Lake District Walks
Loadpot Hill & High Raise
Date: 2nd July 2011
Distance: 13.8 miles
Ascent: 3622 feet
Time: 7 hours 15 minutes
With: On my own
Start Grid Ref: NY435192
A long, high level circuit above Martindale visiting a number of tops including Loadpot Hill and High Raise.
Route Summary: Martindale Hause - Mellguards - Brock Crag - Loadpot Hill - Wether Hill - Red Crag - High Raise - Kidsty Pike - Rampsgill Head - The Knott - Satura Crag - Angle Tarn - Angletarn Pikes - Bedafell Knott - Beda Head - Christy Bridge - Martindale Hause
1. Steel Knotts
2. Looking back down to Hallin Fell and Ullswater
3. The summit of Loadpot Hill
4. Following High Street on to Wether Hill
5. A couple of fell ponies on Wether Hill
6. Looking back at Wether Hill from Red Crag
7. Red Crag Tarn
8. Rest Dodd backed by the Eastern Fells
9. The summit cairn on High Raise
10. High Street from Kidsty Pike
11. On the summit of Kidsty Pike
12. Enjoying the view of Martindale from Rampsgill Head
13. The Knott
14. High Raise
15. Angle Tarn and Angletarn Pikes
16. Looking back down to Angle Tarn
17. Deepdale from Angletarn Pikes
18. Heck Crag
20. The top of Beda Head looking towards Ullswater
Walk Detail: Martindale is one of my favourite areas of the Lake District and this extended walk gave me the opportunity to tick off the remaining Wainwrights in the area that I hadn't yet visited while, at the same time, revisit some others from my earlier walks in the area.

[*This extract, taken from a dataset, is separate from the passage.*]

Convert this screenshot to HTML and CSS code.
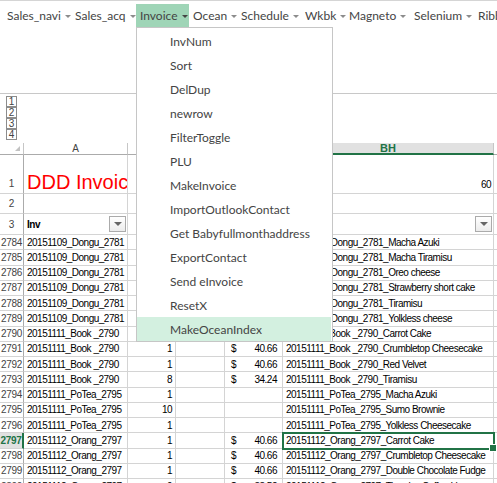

Starting from the parking area at the top of Martindale Hause the initial stage was along the bridleway which slopes gently down to the houses at Mellguards. There followed a relentlessly steep ascent on grass up the flanks of Swarth Fell. The climb was achieved with quite a bit of huffing and puffing along with a few stops to admire the fantastic views, especially of Ullswater the surface of which was like a mirror reflecting the clouds overhead.
Half way up I missed, somewhere in the bracken, the slanting path that I had intended to take so ended up closer to Bonscale Pike than I had anticipated so I contoured just above the steeper slopes to the rocky outcrops of Brock Crag. After a brief exploration of the top of the crag I then made my way up to the grassy summit of Loadpot Hill, disturbing as I did so the small group of sheep who were congregated around the trig point.
From Loadpot Hill I mostly followed the course of High Street, an old Roman road, first over Wether Hill and then Red Crag and Raven Howe. Wether Hill was perhaps the least interesting summit of the day though as I was coming off the fell I did spot a couple of fell ponies who seemed to be enjoying the view. Indeed the distant views, particularly of the Helvellyn and Fairfield ranges was the highlight of this section of the walk.
So far it had been mainly grassy underfoot so it was quite a surprise (well it would have been if I hadn't read Wainwright) to find a covering of stones on the summit of High Raise, the second highest of the Far Eastern Fells. The summit cairn and nearby shelter seemed to have attracted a number of bees so I settled down on the ground a bit to the south and ate some lunch whilst enjoying the view.
Next on my itinerary were Kidsty Pike and Rampsgill Head both of which I'd visited following my first ascent of High Street over five years ago. On that occassion I'd not had a view from either summit thanks to a covering of hill fog so it was like visiting them both for the first time.
I'd not seen many people so far on the walk but Kidsty Pike was fairly busy. On the other hand hardly anyone seemed to be bothered with Rampsgill Head, this was their loss as the view down the length of Ramps Gill was superb.
My final 'new' Wainwright of the day was The Knott, a fairly minor top that I had come close to on two previous occassions. From Rampsgill Head it was only a short walk and even shorter climb to the top which is surmounted by a fairly large cairn and with decent views of the surrounding fells.
From The Knott I had my first pronounced descent of the walk on a clear path which took me below Rest Dodd and round the back of Satura Crag and eventually on to Angle Tarn. Angle Tarn is fully deserving of its reputation as one of the finest mountain tarns in the Lake District and I stopped here for a while before making the climb up on to the twin summits of Angletarn Pikes.
From Angletarn Pikes I returned to Martindale Hause via the Beda Fell ridge, reversing a route I'd used three years previously, it is a pleasant enough ridge with good views down into Bannerdale on the one side and Boredale on the other. From the summit cairn of Beda Head there was also another good sighting of the lower reaches of Ullswater which now had a veritable flotilla of sailing boats on it.
This was a long walk with a lot of overall ascent, however after the steep initial climb the walking was almost everywhere easy. I couldn't have asked for better weather and all in all this was a great expedition and one of the best walks of the year so far.